>>>
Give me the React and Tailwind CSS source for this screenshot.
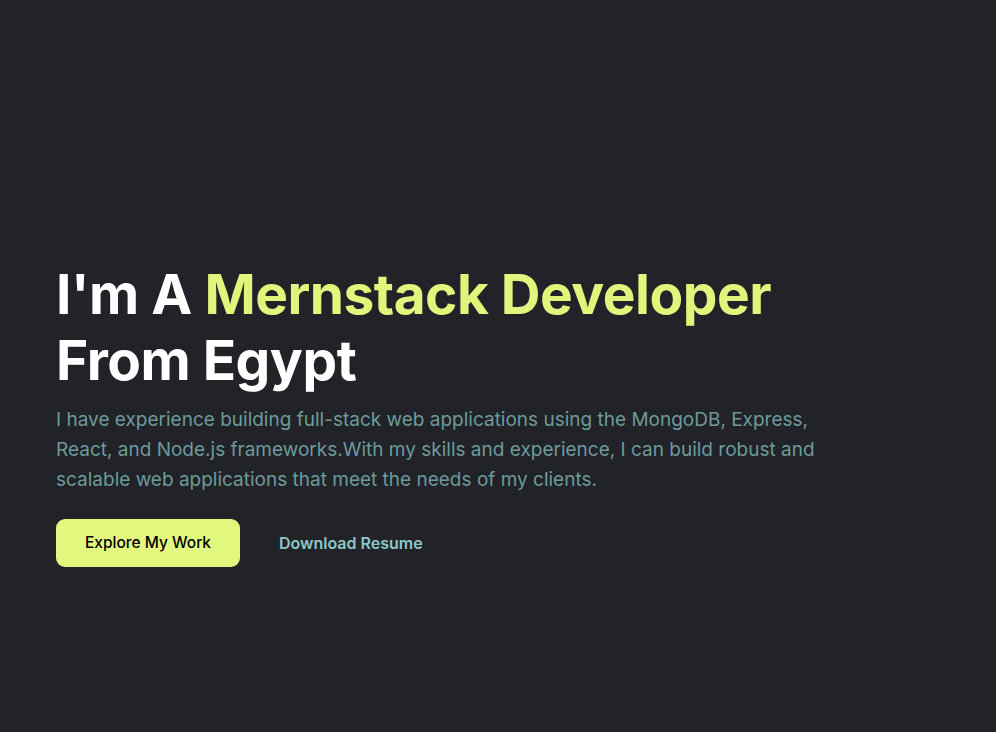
import React from "react";

const App = () => {
  return (
    <div className="min-h-[732px] w-full bg-[#212328] font-['Inter',sans-serif]">
      <section className="px-14 pt-[261px]">
        <h1 className="text-[55px] font-bold leading-[66px] tracking-[-0.5px] text-white">
          I'm A <span className="text-[#e0f57b]">Mernstack Developer</span>
          <br />
          From Egypt
        </h1>
        <p className="mt-[12px] max-w-[790px] text-[19px] leading-[30px] text-[#6e9a9b]">
          I have experience building full-stack web applications using the MongoDB, Express, React, and Node.js frameworks.With my skills and experience, I can build robust and scalable web applications that meet the needs of my clients.
        </p>
        <div className="mt-[24px] flex items-center gap-[39px]">
          <button className="h-[48px] w-[184px] rounded-[9px] bg-[#e2f77e] text-[15.5px] font-medium text-black">
            Explore My Work
          </button>
          <button className="text-[16px] font-semibold text-[#8ec7c7]">Download Resume</button>
        </div>
      </section>
    </div>
  );
};

export default App;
<<<
_Problem to solve_. Leave the pictures out, and print every line of the listing exactly as written.

_Expected answer_.
Give me the React and Tailwind CSS source for this screenshot.
import React from "react";

const App = () => {
  return (
    <div className="min-h-[732px] w-full bg-[#212328] font-['Inter',sans-serif]">
      <section className="px-14 pt-[261px]">
        <h1 className="text-[55px] font-bold leading-[66px] tracking-[-0.5px] text-white">
          I'm A <span className="text-[#e0f57b]">Mernstack Developer</span>
          <br />
          From Egypt
        </h1>
        <p className="mt-[12px] max-w-[790px] text-[19px] leading-[30px] text-[#6e9a9b]">
          I have experience building full-stack web applications using the MongoDB, Express, React, and Node.js frameworks.With my skills and experience, I can build robust and scalable web applications that meet the needs of my clients.
        </p>
        <div className="mt-[24px] flex items-center gap-[39px]">
          <button className="h-[48px] w-[184px] rounded-[9px] bg-[#e2f77e] text-[15.5px] font-medium text-black">
            Explore My Work
          </button>
          <button className="text-[16px] font-semibold text-[#8ec7c7]">Download Resume</button>
        </div>
      </section>
    </div>
  );
};

export default App;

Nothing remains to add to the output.